Latino members of Congress also slammed the bill.
"When you institutionalize a law like this one, you are targeting and discriminating at a wholesale level against a group of people," Rep. Raul Grijalva, D-Arizona, said Tuesday.
Grijalva closed his two district offices Friday when an unidentified caller threatened to blow up his Tucson office and kill his staff members. The caller also said he was going to be "exercising my civil liberties, and I'm shooting Mexicans at the border," according to Grijalva's district director, Ruben Reyes, who fielded one of the calls.
Grijalva and Rep. Luis Gutierrez, chairman of the Congressional Hispanic Caucus Task Force on Immigration Reform, had called on Brewer to veto the measure.
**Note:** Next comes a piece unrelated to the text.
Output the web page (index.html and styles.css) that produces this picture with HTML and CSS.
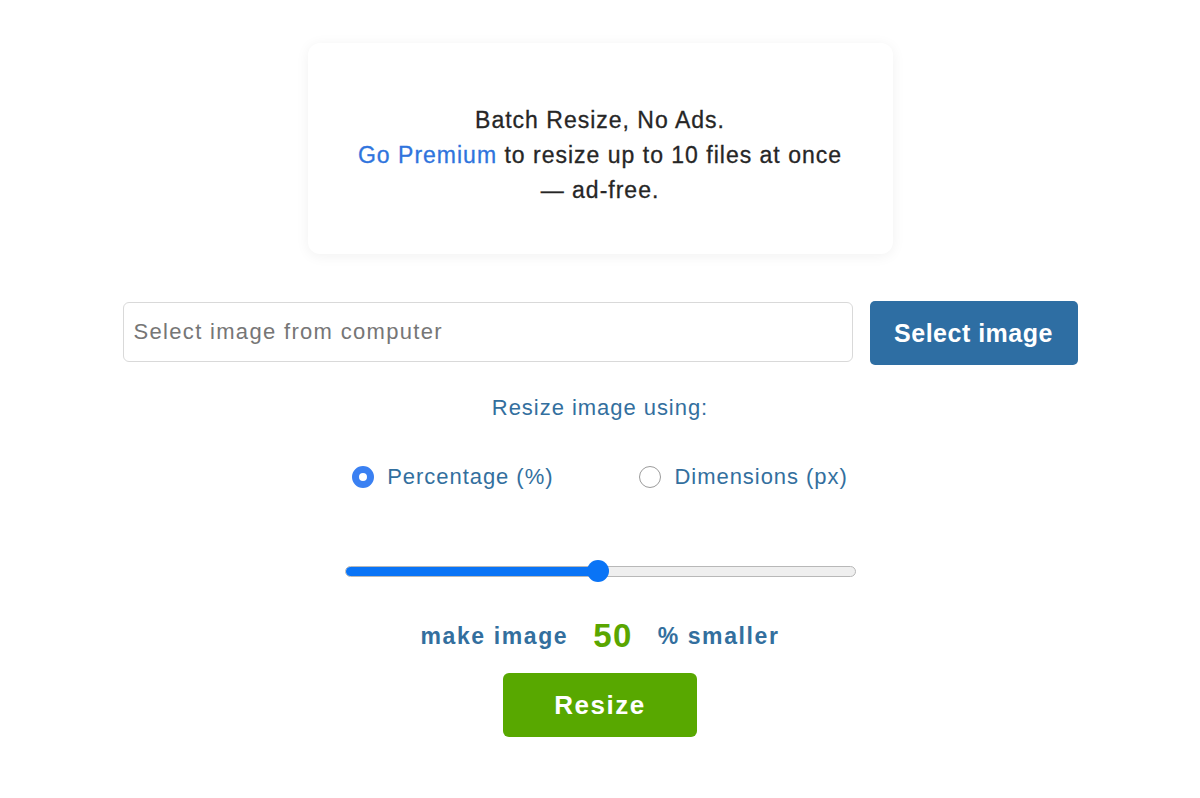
FILE: index.html
```html
<!DOCTYPE html>
<html lang="en">
<head>
<meta charset="utf-8">
<title>Resize Image</title>
<link rel="stylesheet" href="styles.css">
</head>
<body>
<main class="page">
  <section class="promo">
    <p class="promo-title">Batch Resize, No Ads.</p>
    <p class="promo-text"><a class="promo-link" href="#">Go Premium</a> to resize up to 10 files at once — ad-free.</p>
  </section>

  <div class="file-row">
    <input class="file-input" type="text" placeholder="Select image from computer">
    <button class="btn btn-select" type="button">Select image</button>
  </div>

  <p class="using">Resize image using:</p>

  <div class="modes">
    <label class="mode"><span class="radio radio-on"></span><span>Percentage (%)</span></label>
    <label class="mode"><span class="radio"></span><span>Dimensions (px)</span></label>
  </div>

  <div class="slider">
    <div class="slider-track">
      <div class="slider-fill" style="width: 50%"></div>
    </div>
    <div class="slider-thumb" style="left: 50%"></div>
  </div>

  <div class="amount">
    <span class="amount-label">make image</span>
    <span class="amount-value">50</span>
    <span class="amount-label">% smaller</span>
  </div>

  <div class="action">
    <button class="btn btn-resize" type="button">Resize</button>
  </div>
</main>
</body>
</html>
```
FILE: styles.css
```css
* {
  box-sizing: border-box;
}

html, body {
  margin: 0;
  padding: 0;
  background: #ffffff;
}

body {
  font-family: "Liberation Sans", Arial, sans-serif;
  letter-spacing: 0.06em;
  color: #222222;
}

.page {
  width: 955px;
  margin: 0 auto;
  padding-top: 43px;
  display: flex;
  flex-direction: column;
  align-items: center;
}

/* Promo card */
.promo {
  width: 585px;
  height: 211px;
  padding: 60px 44px 0;
  border-radius: 12px;
  background: #ffffff;
  box-shadow: 0 2px 14px rgba(0, 0, 0, 0.06);
  text-align: center;
  font-size: 23px;
  line-height: 35px;
  letter-spacing: 1px;
  color: #262626;
  -webkit-text-stroke: 0.3px #262626;
}

.promo-title,
.promo-text {
  margin: 0;
}

.promo-link {
  color: #2f74dd;
  text-decoration: none;
  -webkit-text-stroke: 0.3px #2f74dd;
}

/* File selection row */
.file-row {
  width: 100%;
  margin-top: 47px;
  display: flex;
  align-items: flex-start;
  gap: 17px;
}

.file-input {
  flex: 1;
  height: 60px;
  margin-top: 1px;
  padding: 0 10px;
  border: 1px solid #d9d9d9;
  border-radius: 6px;
  font-family: inherit;
  font-size: 22px;
  letter-spacing: 0.06em;
  color: #333333;
  outline: none;
}

.file-input::placeholder {
  color: #767676;
}

.btn {
  border: none;
  color: #ffffff;
  font-family: inherit;
  font-weight: bold;
  cursor: pointer;
}

.btn-select {
  width: 208px;
  height: 64px;
  border-radius: 5px;
  background: #2e6ea3;
  font-size: 25px;
  letter-spacing: 0.02em;
}

/* Resize mode */
.using {
  margin: 28px 0 0;
  font-size: 22px;
  line-height: 30px;
  color: #336f9e;
}

.modes {
  margin-top: 39px;
  display: flex;
  gap: 86px;
  height: 30px;
  align-items: center;
}

.mode {
  display: flex;
  align-items: center;
  gap: 13px;
  font-size: 22px;
  color: #336f9e;
  cursor: pointer;
}

.radio {
  width: 22px;
  height: 22px;
  border-radius: 50%;
  border: 1.5px solid #9b9b9b;
  background: #ffffff;
  flex-shrink: 0;
}

.radio-on {
  border: 7px solid #3a80f2;
  background: #ffffff;
}

/* Slider */
.slider {
  position: relative;
  width: 511px;
  height: 22px;
  margin-top: 68px;
  display: flex;
  align-items: center;
}

.slider-track {
  position: relative;
  width: 100%;
  height: 11px;
  border-radius: 6px;
  background: #efefef;
  border: 1px solid #b8b8b8;
  overflow: hidden;
}

.slider-fill {
  position: absolute;
  left: -1px;
  top: -1px;
  bottom: -1px;
  border-radius: 6px 0 0 6px;
  background: #0a74f6;
}

.slider-thumb {
  position: absolute;
  top: 0;
  width: 22px;
  height: 22px;
  margin-left: -13px;
  border-radius: 50%;
  background: #0a74f6;
}

/* Amount */
.amount {
  margin-top: 34px;
  height: 40px;
  display: flex;
  align-items: center;
  gap: 25px;
  color: #336f9e;
}

.amount-label {
  font-size: 23px;
  font-weight: bold;
  letter-spacing: 0.07em;
}

.amount-value {
  font-size: 33px;
  font-weight: bold;
  letter-spacing: 0.04em;
  color: #5aa600;
}

/* Resize button */
.action {
  margin-top: 17px;
}

.btn-resize {
  width: 194px;
  height: 64px;
  border-radius: 6px;
  background: #58a800;
  font-size: 26px;
  letter-spacing: 0.06em;
}
```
Gutierrez is a leading supporter of a proposed overhaul of U.S. immigration laws and said the Arizona issue shows why an overhaul is necessary. He has urged Obama to "put his back into the push" and to let Arizona know that federal law trumps state legislation on immigration.
The Virginia-based Hispanic Leadership Fund also criticized the law, saying in a written statement, "Having to 'carry your papers' is a hallmark of authoritarian regimes -- not of the Constitutional Republic that our Founding Fathers wisely passed on to us. Arizonans and all Americans deserve an immigration system that works, not a draconian big government desecration of the Bill of Rights."
Brewer said that "decades of federal inaction and misguided policies" have created "a dangerous and unacceptable situation."
The governor said Arizona's law mirrors federal statutes on immigration enforcement, "despite the erroneous and misleading statements suggesting otherwise."
Asked what criteria will be used to establish reasonable suspicion of someone's legal status, Brewer said, "I don't know. I do not know what an illegal immigrant looks like."
However, she added, her executive order requires the Arizona Peace Officers Standards and Training Board to address the issue.
"I know that if AZPOST gets [itself] together, works on this law, puts down the description, that the law will be enforced civilly, fairly and without discriminatory points to it."